Timing and next steps: district staff said the plan will be posted on the district website and notified to families via School Messenger and eMatters; the administration will present an update to administrators in March and return the plan to the board for action and signature at the March action meeting before submitting the approved plan to the Pennsylvania Department of Education.

The presentation also described committee membership and outreach: teachers and specialists, parent representatives, three students from PennDALE, administrators, a board representative (Vice President Julianne Grama) and a community member from Manna on Main Street, Sheldon Goode. Dr. Waters and staff emphasized that the district will accept written feedback during the 28-day public comment period and will fine-tune the draft before the March action meeting.

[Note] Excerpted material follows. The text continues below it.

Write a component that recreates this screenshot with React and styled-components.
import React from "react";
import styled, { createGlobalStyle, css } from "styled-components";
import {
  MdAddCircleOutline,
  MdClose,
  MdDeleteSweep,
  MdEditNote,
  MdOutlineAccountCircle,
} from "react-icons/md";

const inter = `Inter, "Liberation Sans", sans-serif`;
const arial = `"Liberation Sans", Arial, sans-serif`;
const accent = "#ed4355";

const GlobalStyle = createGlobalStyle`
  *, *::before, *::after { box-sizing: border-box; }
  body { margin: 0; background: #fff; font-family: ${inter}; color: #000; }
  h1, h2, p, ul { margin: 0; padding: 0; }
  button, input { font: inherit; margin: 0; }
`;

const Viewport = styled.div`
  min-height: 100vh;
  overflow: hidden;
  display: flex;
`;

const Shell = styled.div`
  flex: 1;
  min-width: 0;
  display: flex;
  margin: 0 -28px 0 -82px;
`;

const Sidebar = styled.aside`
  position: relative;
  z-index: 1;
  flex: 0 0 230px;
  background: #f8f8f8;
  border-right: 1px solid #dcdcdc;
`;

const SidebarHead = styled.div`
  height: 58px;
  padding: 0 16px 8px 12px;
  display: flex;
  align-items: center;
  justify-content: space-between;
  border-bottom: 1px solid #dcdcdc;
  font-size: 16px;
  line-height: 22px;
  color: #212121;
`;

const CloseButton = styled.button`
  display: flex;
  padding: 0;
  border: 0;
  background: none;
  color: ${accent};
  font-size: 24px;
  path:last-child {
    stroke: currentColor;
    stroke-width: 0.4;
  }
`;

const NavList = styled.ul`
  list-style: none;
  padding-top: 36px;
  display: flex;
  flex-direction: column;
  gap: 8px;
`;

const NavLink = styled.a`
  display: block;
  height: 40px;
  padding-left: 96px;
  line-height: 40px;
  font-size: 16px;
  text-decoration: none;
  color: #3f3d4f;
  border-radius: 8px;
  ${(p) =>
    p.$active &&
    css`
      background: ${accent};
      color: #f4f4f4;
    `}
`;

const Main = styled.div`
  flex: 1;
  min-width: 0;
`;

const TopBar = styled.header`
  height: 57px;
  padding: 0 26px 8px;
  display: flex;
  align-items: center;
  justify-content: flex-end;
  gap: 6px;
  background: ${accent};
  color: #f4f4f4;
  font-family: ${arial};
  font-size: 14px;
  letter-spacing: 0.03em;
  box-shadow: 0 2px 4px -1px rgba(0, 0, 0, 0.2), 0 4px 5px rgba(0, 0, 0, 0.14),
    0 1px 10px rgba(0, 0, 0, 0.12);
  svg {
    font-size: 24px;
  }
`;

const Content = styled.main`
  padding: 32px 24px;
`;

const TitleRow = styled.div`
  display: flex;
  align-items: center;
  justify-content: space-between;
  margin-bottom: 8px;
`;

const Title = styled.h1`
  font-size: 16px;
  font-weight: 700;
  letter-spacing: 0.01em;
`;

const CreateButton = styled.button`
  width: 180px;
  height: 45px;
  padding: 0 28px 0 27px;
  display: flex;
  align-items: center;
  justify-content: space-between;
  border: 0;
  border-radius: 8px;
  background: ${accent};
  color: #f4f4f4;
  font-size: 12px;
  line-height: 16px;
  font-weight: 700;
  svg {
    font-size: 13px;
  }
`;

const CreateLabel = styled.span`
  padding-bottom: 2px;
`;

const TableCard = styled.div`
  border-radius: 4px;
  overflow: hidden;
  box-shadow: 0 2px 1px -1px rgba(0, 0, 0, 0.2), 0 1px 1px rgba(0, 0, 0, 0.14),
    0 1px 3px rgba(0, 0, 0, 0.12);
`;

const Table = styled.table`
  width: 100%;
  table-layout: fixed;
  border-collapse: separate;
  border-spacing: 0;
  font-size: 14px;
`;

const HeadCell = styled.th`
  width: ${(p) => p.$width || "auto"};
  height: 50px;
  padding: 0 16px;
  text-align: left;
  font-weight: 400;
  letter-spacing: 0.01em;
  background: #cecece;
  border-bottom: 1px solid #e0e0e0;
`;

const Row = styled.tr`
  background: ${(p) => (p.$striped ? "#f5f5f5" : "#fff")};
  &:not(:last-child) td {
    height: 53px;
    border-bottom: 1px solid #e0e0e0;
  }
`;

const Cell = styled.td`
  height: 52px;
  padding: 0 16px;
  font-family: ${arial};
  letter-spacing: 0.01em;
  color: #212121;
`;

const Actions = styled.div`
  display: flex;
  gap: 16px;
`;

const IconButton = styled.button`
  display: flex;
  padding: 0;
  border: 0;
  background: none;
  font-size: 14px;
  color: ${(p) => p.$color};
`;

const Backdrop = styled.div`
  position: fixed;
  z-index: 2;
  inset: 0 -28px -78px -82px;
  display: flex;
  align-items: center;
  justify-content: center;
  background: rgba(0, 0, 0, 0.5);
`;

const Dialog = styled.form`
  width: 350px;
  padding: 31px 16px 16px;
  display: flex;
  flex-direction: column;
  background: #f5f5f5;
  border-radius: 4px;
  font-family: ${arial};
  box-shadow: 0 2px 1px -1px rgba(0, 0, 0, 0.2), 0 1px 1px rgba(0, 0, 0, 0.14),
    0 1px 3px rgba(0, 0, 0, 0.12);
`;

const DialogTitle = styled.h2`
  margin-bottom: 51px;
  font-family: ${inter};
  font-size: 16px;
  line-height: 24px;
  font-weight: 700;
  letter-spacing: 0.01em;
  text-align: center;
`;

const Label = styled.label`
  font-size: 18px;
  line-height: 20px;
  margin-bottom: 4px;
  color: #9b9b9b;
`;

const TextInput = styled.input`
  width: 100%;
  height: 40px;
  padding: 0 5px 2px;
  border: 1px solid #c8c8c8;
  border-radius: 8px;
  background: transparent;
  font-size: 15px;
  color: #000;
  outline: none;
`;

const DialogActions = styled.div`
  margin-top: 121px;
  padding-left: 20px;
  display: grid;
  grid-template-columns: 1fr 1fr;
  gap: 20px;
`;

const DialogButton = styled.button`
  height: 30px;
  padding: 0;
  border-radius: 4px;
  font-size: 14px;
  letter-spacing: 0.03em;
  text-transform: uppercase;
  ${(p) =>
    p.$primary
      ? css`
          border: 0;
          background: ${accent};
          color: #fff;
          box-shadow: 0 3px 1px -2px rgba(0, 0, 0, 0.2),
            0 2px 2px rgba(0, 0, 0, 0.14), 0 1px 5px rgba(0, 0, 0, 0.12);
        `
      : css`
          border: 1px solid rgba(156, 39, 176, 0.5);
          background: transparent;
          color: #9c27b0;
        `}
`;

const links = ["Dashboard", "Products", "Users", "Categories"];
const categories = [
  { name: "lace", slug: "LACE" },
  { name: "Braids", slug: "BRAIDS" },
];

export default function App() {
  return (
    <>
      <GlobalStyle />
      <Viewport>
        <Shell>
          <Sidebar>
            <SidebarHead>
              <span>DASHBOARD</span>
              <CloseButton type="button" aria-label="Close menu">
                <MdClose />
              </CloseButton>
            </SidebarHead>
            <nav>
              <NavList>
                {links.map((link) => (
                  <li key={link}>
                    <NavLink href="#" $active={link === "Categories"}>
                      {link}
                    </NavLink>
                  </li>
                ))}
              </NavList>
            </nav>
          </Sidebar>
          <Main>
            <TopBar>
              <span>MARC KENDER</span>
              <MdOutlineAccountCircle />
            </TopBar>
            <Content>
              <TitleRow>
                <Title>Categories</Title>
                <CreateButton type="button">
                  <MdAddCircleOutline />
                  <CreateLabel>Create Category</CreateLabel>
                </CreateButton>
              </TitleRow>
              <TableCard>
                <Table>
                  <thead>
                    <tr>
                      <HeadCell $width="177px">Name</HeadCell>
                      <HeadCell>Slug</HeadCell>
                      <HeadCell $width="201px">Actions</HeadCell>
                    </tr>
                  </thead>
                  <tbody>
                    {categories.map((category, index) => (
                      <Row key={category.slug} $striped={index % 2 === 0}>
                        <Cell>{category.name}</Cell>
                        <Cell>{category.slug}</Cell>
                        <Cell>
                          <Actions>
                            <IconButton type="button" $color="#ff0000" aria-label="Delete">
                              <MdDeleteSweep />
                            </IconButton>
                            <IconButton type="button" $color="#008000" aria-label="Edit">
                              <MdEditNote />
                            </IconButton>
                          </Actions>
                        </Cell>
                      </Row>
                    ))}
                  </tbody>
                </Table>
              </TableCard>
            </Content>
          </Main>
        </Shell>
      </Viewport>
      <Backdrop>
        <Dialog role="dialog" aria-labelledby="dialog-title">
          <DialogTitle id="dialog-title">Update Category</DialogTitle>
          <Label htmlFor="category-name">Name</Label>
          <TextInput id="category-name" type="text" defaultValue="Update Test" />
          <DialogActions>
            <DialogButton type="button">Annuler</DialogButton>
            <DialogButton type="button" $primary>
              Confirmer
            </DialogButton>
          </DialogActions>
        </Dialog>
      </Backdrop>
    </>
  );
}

Board members and administrators also discussed related operational matters that will follow the plan: possible timing for a new communications platform, how metrics will be presented, and the need to sequence implementation so major platform changes align with the start of a school year.

The district did not take a vote on the comprehensive plan at the Feb. 11 work session; administrators described the session as informational and described the posting and comment process prior to the board’s March action meeting.

Ending: District staff said the draft and full metrics (including baselines and year-end targets) will be uploaded to the PDE portal and the district website once a PDE technical issue is resolved; administrators said they hoped to post the materials by the end of the week following the work session.